AIM ::
Begin with the first line of the material and copy each line word for word through the line that contains "const LearnMore = ()"; the pictures are left out.

START

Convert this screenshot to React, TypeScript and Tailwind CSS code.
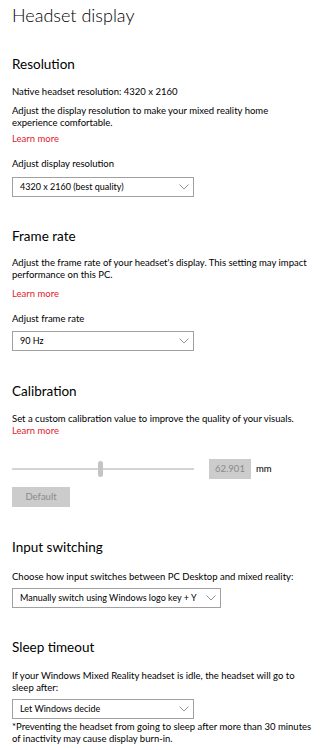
const Chevron = () => (
  <svg width="10" height="6" viewBox="0 0 10 6" fill="none" stroke="#888" strokeWidth="0.9">
    <polyline points="0.5,0.5 5,5 9.5,0.5" />
  </svg>
);

function Select({ value, width }: { value: string; width: string }) {
  return (
    <div className={`${width} h-[20px] border-[1.5px] border-[#a0a0a0] flex items-center justify-between pl-[7px] pr-[4px] bg-white`}>
      <span className="text-[9px] text-black whitespace-nowrap">{value}</span>
      <Chevron />
    </div>
  );
}

const LearnMore = () => <div className="text-[9.5px] text-[#e3202e]">Learn more</div>;

export default function App() {
  return (
    <div className="w-[328px] h-[750px] bg-white text-black pl-[12px] overflow-hidden" style={{ fontFamily: 'Lato, "Open Sans", sans-serif' }}>
      <h1 className="text-[18px] font-light leading-[26px] pt-[2px]">Headset display</h1>

      <h2 className="text-[13.5px] leading-[20px] mt-[26px]">Resolution</h2>
      <div className="text-[9.5px] leading-[12px] mt-[12px]">Native headset resolution: 4320 x 2160</div>
      <div className="text-[9.5px] leading-[12px] mt-[7px] w-[260px]">Adjust the display resolution to make your mixed reality home experience comfortable.</div>
      <div className="mt-[4px] leading-[12px]"><LearnMore /></div>
      <div className="text-[9.5px] leading-[12px] mt-[13px]">Adjust display resolution</div>
      <div className="mt-[7px]"><Select value="4320 x 2160 (best quality)" width="w-[182px]" /></div>

      <h2 className="text-[13.5px] leading-[20px] mt-[29px]">Frame rate</h2>
      <div className="text-[9.5px] leading-[12px] mt-[11px] w-[300px]">Adjust the frame rate of your headset's display. This setting may impact performance on this PC.</div>
      <div className="mt-[7px] leading-[12px]"><LearnMore /></div>
      <div className="text-[9.5px] leading-[12px] mt-[13px]">Adjust frame rate</div>
      <div className="mt-[6px]"><Select value="90 Hz" width="w-[182px]" /></div>

      <h2 className="text-[13.5px] leading-[20px] mt-[30px]">Calibration</h2>
      <div className="text-[9.5px] leading-[12px] mt-[12px]">Set a custom calibration value to improve the quality of your visuals.</div>
      <div className="leading-[12px]"><LearnMore /></div>
      <div className="flex items-center mt-[22px] h-[20px]">
        <div className="relative w-[182px] h-[2px] bg-[#d4d4d4]">
          <div className="absolute left-[86px] top-[-7px] w-[5px] h-[16px] rounded-full bg-[#c4c4c4]" />
        </div>
        <div className="ml-[15px] w-[42px] h-[20px] bg-[#cccccc] text-[#8a8a8a] text-[9.5px] flex items-center justify-center">62.901</div>
        <span className="ml-[5px] text-[9.5px]">mm</span>
      </div>
      <div className="mt-[8px] w-[58px] h-[20px] bg-[#cccccc] text-[#8a8a8a] text-[9.5px] flex items-center justify-center">Default</div>

      <h2 className="text-[13.5px] leading-[20px] mt-[30px]">Input switching</h2>
      <div className="text-[9.5px] leading-[12px] mt-[14px]">Choose how input switches between PC Desktop and mixed reality:</div>
      <div className="mt-[5px]"><Select value="Manually switch using Windows logo key + Y" width="w-[209px]" /></div>

      <h2 className="text-[13.5px] leading-[20px] mt-[29px]">Sleep timeout</h2>
      <div className="text-[9.5px] leading-[12px] mt-[13px] w-[290px]">If your Windows Mixed Reality headset is idle, the headset will go to sleep after:</div>
      <div className="mt-[5px]"><Select value="Let Windows decide" width="w-[182px]" /></div>
      <div className="text-[9.5px] leading-[12px] mt-[2px] w-[300px]">*Preventing the headset from going to sleep after more than 30 minutes of inactivity may cause display burn-in.</div>
    </div>
  );
}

END

RESULT OF THE EXERCISE ::
Convert this screenshot to React, TypeScript and Tailwind CSS code.
const Chevron = () => (
  <svg width="10" height="6" viewBox="0 0 10 6" fill="none" stroke="#888" strokeWidth="0.9">
    <polyline points="0.5,0.5 5,5 9.5,0.5" />
  </svg>
);

function Select({ value, width }: { value: string; width: string }) {
  return (
    <div className={`${width} h-[20px] border-[1.5px] border-[#a0a0a0] flex items-center justify-between pl-[7px] pr-[4px] bg-white`}>
      <span className="text-[9px] text-black whitespace-nowrap">{value}</span>
      <Chevron />
    </div>
  );
}

const LearnMore = () => <div className="text-[9.5px] text-[#e3202e]">Learn more</div>;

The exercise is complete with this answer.